Александр Пыжиков - Питер - Москва. Схватка за Россию
Однако за столь бурным выражением преданности скрывалось отчетливое осознание своей реальной силы. Об этом свидетельствует конфронтация купеческого клана с тем же московским генерал-губернатором великим князем Сергеем Александровичем. Прибыв в Москву, его императорское высочество потребовал, чтобы здесь, как и в Петербурге, перекрывали улицы во время следования его кортежа. Глава городской Думы Н.А. Алексеев заявил о невозможности исполнить подобное желание, что стало причиной их крупной ссоры[203]. Конфликт обострился осенью 1891 года, когда великий князь собрал купечество для внесения пожертвований в пользу голодающих районов. Он не упустил возможность продемонстрировать полное отвращение к деловой элите Первопрестольной, и ее представители немедленно удалились[204]. Затем, в конце 1892 – начале 1893 года, последовал конфликт в Московском училище живописи, ваяния и зодчества, которое фактически содержалось на средства купечества. Местные меценаты, входившие в совет Московского художественного общества, потребовали устранить из этого учебного заведения инспектора Н.А. Философова, но великий князь Сергей Александрович встал на сторону инспектора. В результате почти все члены совета (так называемая партия П.М. Третьякова) подали в отставку (о перипетиях этого конфликта можно узнать из переписки вице-президента Академии художеств графа И.И. Толстого)[205]. Согласимся, что немногие могли решиться так демонстративно выразить свое отрицательное отношение к действиям брата императора. Правда, эти редкие выпады против властей имели эмоциональную подоплеку: в Москве очень невзлюбили Сергея Александровича. А какие-либо политические мотивы здесь, как и во всей остальной деятельности московского предпринимательства, совершенно отсутствовали. Так, купеческую элиту абсолютно не затрагивали возникавшие время от времени либеральные брожения пореформенного периода. Видные деятели русской партии, не щадя живота своего, вставали преградой на пути подобных европейских веяний. Народные же капиталисты, в отличие от своих политических союзников, сил на идейные баталии тратили немного: требования конституции и ограничения самодержавной власти не вызывали у них ни малейшего интереса. Они не усматривали в них никакой практической пользы.
Глава 2.
ФОРМИРОВАНИЕ БУРЖУАЗНОЙ МОНАРХИИ
В РОССИИ И КУПЕЧЕСКАЯ ЭЛИТА
Трансформация неограниченной монархии в буржуазную – узловая точка российской истории, всегда привлекавшая повышенное внимание как советских, так и зарубежных специалистов. Но несмотря на обильные научные изыскания, эта тема продолжает оставаться своего рода «белым пятном» в историографии. Причина неизученности столь важного исторического момента кроется в том, что долгое время на него смотрели сквозь густую пелену наслоений идеологического характера. Прежде всего речь идет о ленинском идейном наследии, в котором анализ событий начала XX века занимает центральное место. Бурные события той поры (в первую очередь формирование большевистской партии и ее вступление на политическое поприще) трактовались обычно как непосредственный результат деятельности оформившихся в партию кружков социал-демократов. Такая интерпретация вытекала непосредственно из ленинских взглядов на дореволюционную политическую практику. В начале своей карьеры, в 1902 году, В.И. Ленин провозгласил аксиому:
«Авангардом революционных сил сумеет стать в наше время только партия»[206].

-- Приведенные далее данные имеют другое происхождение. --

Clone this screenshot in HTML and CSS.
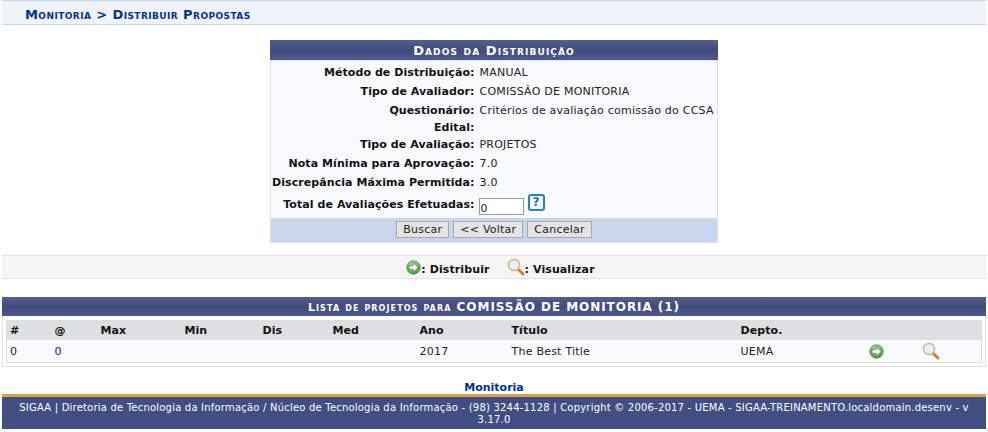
FILE: index.html
```html
<!DOCTYPE html>
<html lang="pt-BR">
<head>
<meta charset="utf-8">
<title>Distribuir Propostas</title>
<link rel="stylesheet" href="styles.css">
</head>
<body>
<h2 class="crumb">Monitoria &gt; Distribuir Propostas</h2>

<table class="form">
  <caption>Dados da Distribuição</caption>
  <tbody>
    <tr class="first"><th>Método de Distribuição:</th><td>MANUAL</td></tr>
    <tr><th>Tipo de Avaliador:</th><td>COMISSÃO DE MONITORIA</td></tr>
    <tr><th>Questionário:</th><td>Critérios de avaliação comissão do CCSA</td></tr>
    <tr class="short"><th>Edital:</th><td></td></tr>
    <tr><th>Tipo de Avaliação:</th><td>PROJETOS</td></tr>
    <tr><th>Nota Mínima para Aprovação:</th><td>7.0</td></tr>
    <tr><th>Discrepância Máxima Permitida:</th><td>3.0</td></tr>
    <tr class="input-row">
      <th>Total de Avaliações Efetuadas:</th>
      <td><span class="input-wrap"><input class="num" type="text" value="0"><span class="help">?</span></span></td>
    </tr>
  </tbody>
  <tfoot>
    <tr><td colspan="2"><button>Buscar</button><button>&lt;&lt; Voltar</button><button>Cancelar</button></td></tr>
  </tfoot>
</table>

<div class="legend">
  <svg class="ico-go" viewBox="0 0 16 16"><use href="#go"/></svg><b>: Distribuir</b>
  <svg class="ico-lens legend-lens" viewBox="0 0 18 18"><use href="#lens"/></svg><b>: Visualizar</b>
</div>

<div class="list-cap"><span class="sc">Lista de projetos para</span> COMISSÃO DE MONITORIA (1)</div>
<div class="list-box">
  <table class="list">
    <colgroup>
      <col class="c1"><col class="c2"><col class="c3"><col class="c4"><col class="c5"><col class="c6"><col class="c7"><col class="c8"><col class="c9"><col class="c10"><col>
    </colgroup>
    <thead>
      <tr><th>#</th><th>@</th><th>Max</th><th>Min</th><th>Dis</th><th>Med</th><th>Ano</th><th>Título</th><th>Depto.</th><th></th><th></th></tr>
    </thead>
    <tbody>
      <tr>
        <td>0</td><td class="link">0</td><td></td><td></td><td></td><td></td><td>2017</td><td>The Best Title</td><td>UEMA</td>
        <td><svg class="ico-go" viewBox="0 0 16 16"><use href="#go"/></svg></td>
        <td><svg class="ico-lens" viewBox="0 0 18 18"><use href="#lens"/></svg></td>
      </tr>
    </tbody>
  </table>
</div>

<div class="module">Monitoria</div>
<footer class="foot">SIGAA | Diretoria de Tecnologia da Informação / Núcleo de Tecnologia da Informação - (98) 3244-1128 | Copyright © 2006-2017 - UEMA - SIGAA-TREINAMENTO.localdomain.desenv - v 3.17.0</footer>

<svg class="defs" width="0" height="0" aria-hidden="true">
  <defs>
    <radialGradient id="gg" cx="45%" cy="35%" r="70%">
      <stop offset="0" stop-color="#c4e8ae"/><stop offset="0.6" stop-color="#6dbb58"/><stop offset="1" stop-color="#35863a"/>
    </radialGradient>
    <symbol id="go" viewBox="0 0 16 16">
      <circle cx="8" cy="8" r="7.2" fill="url(#gg)" stroke="#4a9445" stroke-width="0.8"/>
      <path d="M3.2 6H7.6V3L13.2 8 7.6 13V10H3.2Z" fill="#f7f7f7" stroke="#555" stroke-width="0.7" stroke-linejoin="round"/>
    </symbol>
    <symbol id="lens" viewBox="0 0 18 18">
      <path d="M10.8 11 L16 16" stroke="#c8823c" stroke-width="3" stroke-linecap="round"/>
      <circle cx="7" cy="7" r="5.6" fill="#e6f0f8" stroke="#e0b27a" stroke-width="1.5"/>
    </symbol>
  </defs>
</svg>
</body>
</html>
```
FILE: styles.css
```css
* { box-sizing: border-box; }
html, body { margin: 0; padding: 0; background: #fff; }
body {
  font-family: "DejaVu Sans", Verdana, sans-serif;
  font-size: 11px;
  letter-spacing: 0.23px;
  color: #222;
  padding: 0 2px;
  height: 432px;
  overflow: hidden;
}
.crumb {
  margin: 0 0 15px;
  height: 25px;
  padding: 0 0 0 23px;
  background: #eff3fa;
  border-top: 1px solid #c8d5ec;
  border-bottom: 1px solid #c8d5ec;
  color: #003390;
  font-size: 13px;
  letter-spacing: 0.42px;
  font-weight: bold;
  font-variant: small-caps;
  line-height: 27px;
}
table { border-collapse: collapse; }
.form {
  width: 448px;
  margin: 0 auto;
  background: #f9fafd;
  border: 1px solid #dfe3ea;
  border-top: 0;
  table-layout: fixed;
}
.form caption, .list-cap {
  background: linear-gradient(#565f8c, #414c7e 50%, #4f5a8c);
  color: #fff;
  font-weight: bold;
  text-align: center;
  font-variant: small-caps;
}
.form caption {
  height: 21px;
  line-height: 21px;
  font-size: 13px;
  letter-spacing: 1.1px;
  border-bottom: 1px solid #dfe3ea;
}
.form th {
  width: 206px;
  padding: 2px 2px 0 0;
  text-align: right;
  font-weight: bold;
  letter-spacing: 0.07px;
  color: #111;
  white-space: nowrap;
}
.form td { padding: 2px 0 0 3px; white-space: nowrap; }
.form tbody tr { height: 19px; }
.form tbody tr.first { height: 20px; }
.form tbody tr.short { height: 15px; }
.form tbody tr.input-row { height: 27px; }
.form tbody tr.input-row td, .form tbody tr.input-row th { padding-top: 0; }
.input-wrap { display: flex; align-items: flex-start; gap: 4px; }
.num {
  width: 45px;
  height: 17px;
  margin: 4px 0 0 -1px;
  padding: 3px 1px 0;
  border: 1px solid #999;
  background: #fff;
  font: 11px "DejaVu Sans", sans-serif;
  color: #222;
}
.help {
  width: 17px;
  height: 17px;
  border: 2px solid #2a7fc0;
  border-radius: 3px;
  background: #f4f8fc;
  color: #1c6fb5;
  font: bold 12px/13px "DejaVu Sans", sans-serif;
  text-align: center;
}
.form tfoot td {
  background: #c8d5ec;
  height: 24px;
  padding: 0;
  text-align: center;
}
button {
  height: 17px;
  margin: 0 2px;
  padding: 0 6px;
  border: 1px solid #a8a8a8;
  background: #e4e4e4;
  color: #222;
  font: 11px "DejaVu Sans", sans-serif;
  letter-spacing: 0.23px;
  vertical-align: middle;
}
.legend {
  margin-top: 12px;
  height: 24px;
  padding-left: 13px;
  background: #f5f5f5;
  border-top: 1px solid #e2e2e2;
  border-bottom: 1px solid #e2e2e2;
  display: flex;
  justify-content: center;
  align-items: center;
  color: #111;
  letter-spacing: 0.1px;
}
.legend b { padding-top: 5px; }
.legend .ico-go { margin-top: 2px; }
.legend-lens { margin-left: 17px; }
.ico-go { width: 15px; height: 15px; display: block; }
.ico-lens { width: 18px; height: 18px; display: block; }
.list-cap {
  margin-top: 18px;
  height: 19px;
  line-height: 20px;
  font-size: 12px;
  letter-spacing: 0.95px;
}
.list-cap .sc { font-size: 11px; letter-spacing: 1.1px; }
.list-box {
  height: 51px;
  padding: 4px 3px 3px;
  border: 1px solid #dfdfdf;
  border-top: 0;
}
.list {
  width: 100%;
  table-layout: fixed;
  border: 1px solid #dfdfdf;
  background: #f9fafd;
}
.c1 { width: 45px; }
.c2 { width: 46px; }
.c3 { width: 84px; }
.c4 { width: 78px; }
.c5 { width: 70px; }
.c6 { width: 87px; }
.c7 { width: 92px; }
.c8 { width: 229px; }
.c9 { width: 128px; }
.c10 { width: 53px; }
.list th {
  height: 20px;
  background: #dedfe3;
  padding: 1px 3px 0;
  text-align: left;
  font-weight: bold;
  letter-spacing: 0.07px;
  color: #111;
}
.list td { height: 22px; padding: 1px 3px 0; }
.link { color: #3300cc; }
.module {
  margin-top: 15px;
  height: 12px;
  line-height: 12px;
  text-align: center;
  font-weight: bold;
  letter-spacing: 0;
  color: #003390;
}
.foot {
  height: 35px;
  border-top: 3px solid #dc9f4c;
  background: #404e82;
  color: #fff;
  text-align: center;
  padding: 5px 12px 0;
  font-size: 10px;
  letter-spacing: 0.205px;
  line-height: 12px;
}
.defs { position: absolute; }
```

Разумеется, глава этой партии, исходя из практических потребностей, рассчитывал в первую очередь на могильщика старого строя – пролетариат, который возьмет на себя задачу свержения самодержавия. А вот другой силой – общественным либеральным движением, нацеленным не на слом государственного строя, а на его реформирование, – Ленин интересовался меньше. По его убеждению, эта социальная гниль, не способная противостоять режиму, обречена плестись в хвосте событий. Либералы, по словам вождя революции, предлагали:
«точку зрения лакея, которому барин позволяет совещаться с поваром об устройстве обеда»[207].
Правда, Ленин допускал, что и они могут демонстрировать недовольство, но это удел десяти Рябушинских и сотни Милюковых[208].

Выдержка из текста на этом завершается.